もちろん、ありません。私は、その本の考え方に感銘は受けたり、一部に強烈な共感を抱くことはあっても、全てに共感することなどないです。
むしろ、山田詠美の本に共感するところなど、ほとんどないのです。
彼女のいういい男を私はいい男だって思ったりすることもないですし、彼女は美人で都会っ子だからか、ブスと田舎者を見下した発言を臆せずに言いますが、私にはそんな発言できません。ですが、共感せずとも、その独特な感性を、多くの人々に伝えるすべを持っている彼女を、すごくすごくかっこいいと感じるのです。

私が思うに、最近のSNSは”共感”がテーマなようです。確かに、ツイッターでバズっているものは多くの共感を得たものが多いようですし、インスタでいいねが多くつくものは、多くの人がいいね!と思ったからそうなるのです。私だって、ああなるほど、と共感をしたツイートにはファボりますし、楽しそうであったり綺麗な写真にいいねを押します。けれども、共感ばっかりしているSNSに嫌気がさすことがたまにあります。
例えば、ツイッターで「メンヘラ女の特徴」とか言って、女の人が恋をしたらなりそうな状態をいくつか連ねて書き、バズっているものが流れてきたりします。もう、うんざりです。何がしたいのでしょう。きっとバズるためだけにやっているのです。
「共感」というのは、コミュニケーションとしてとても使いやすい手段だとは思うのですが、なんだか安っぽいのです。
その点、山田詠美は、性欲を正当化してセックスをとても素晴らしいもののように書きますし、タバコをかっこよく書きますし、夜遊びをしていて何人もの男を落とせる色気のある女を最上級でいい女として書きます。ほとんどの人は、共感しないはずです。私がこんな風に書くと、もっと嫌われないか心配ですが、彼女の一貫した感性は、彼女の手によって生き生きと描かれ、私を感嘆させ、ため息をつかざるを得ない状況にさせるのです。
きっと、彼女のファンは彼女の感性に共感しているというよりも、彼女の人生の見方が、あまりにも素敵すぎるから、彼女のことが好きなんだと思います。

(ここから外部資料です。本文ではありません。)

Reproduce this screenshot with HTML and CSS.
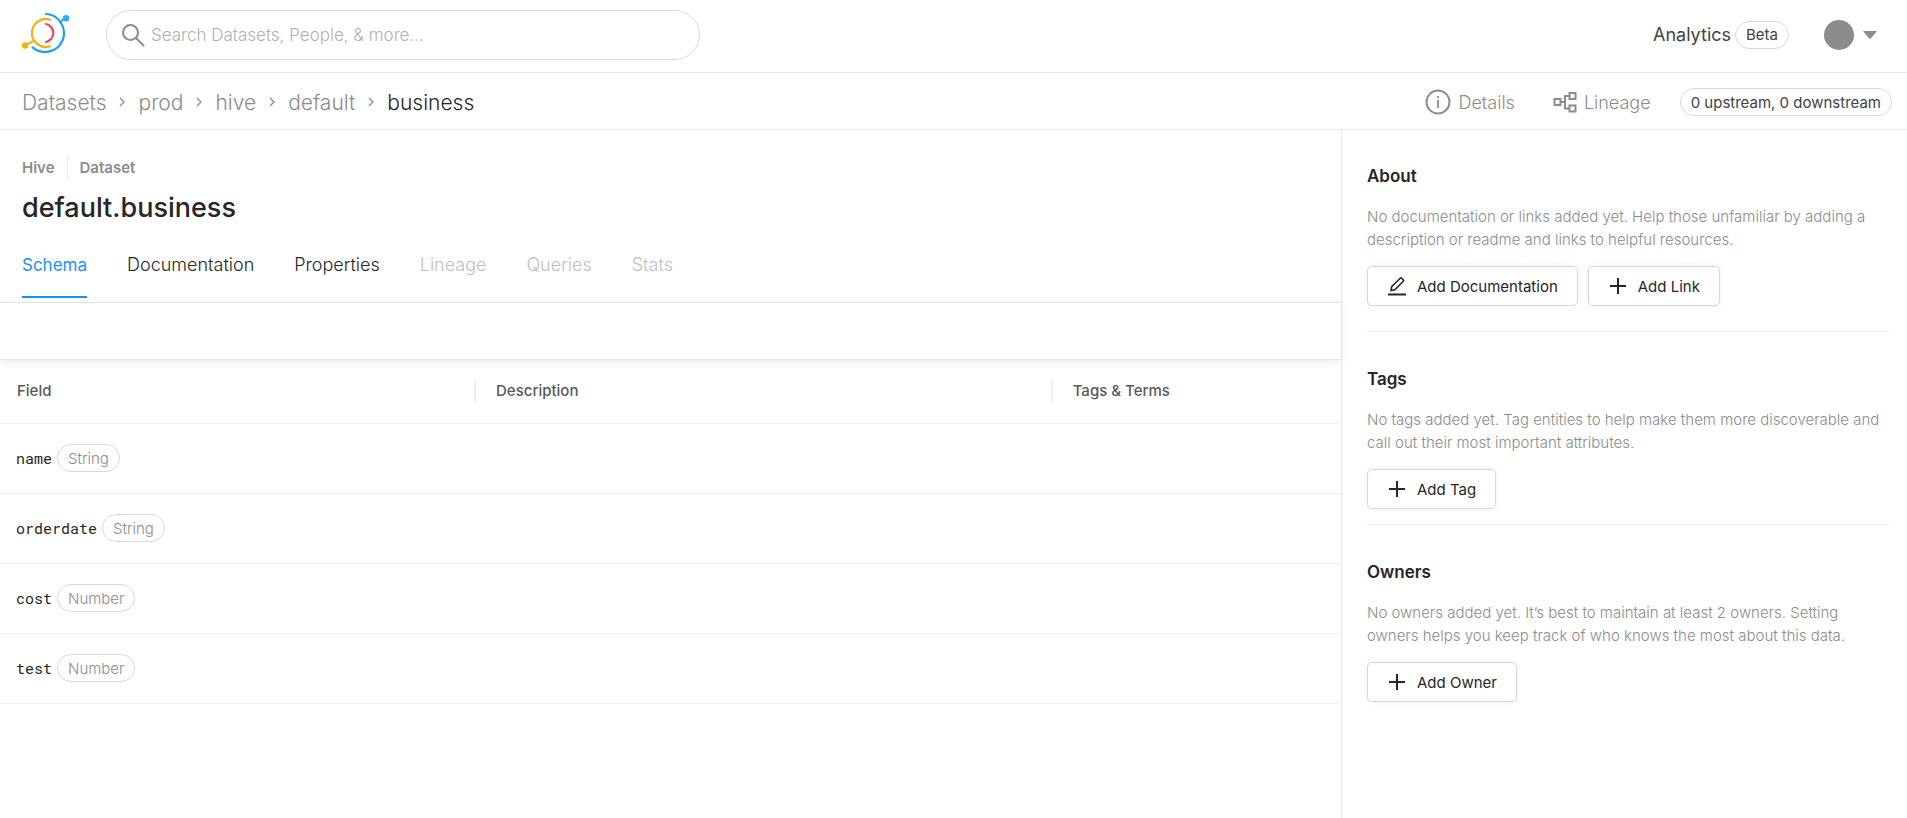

違う価値観を持っていても、そこに惹き合うというコミュニケーションの方が私は好きです。メンヘラ女あるあるをツイートするような人よりも、私な嫌いなもの、と言って他の人には好かれているであろうものを、どおーんとツイートしてしまう人の方がかっこいいと思ってしまいます。
もっと、共感とかではなくて、むしろ共感とは正反対のことをツイートして、かっこよさでいいねを獲得する人は、これから増えないでしょうか。

このままだと、つまんない世の中。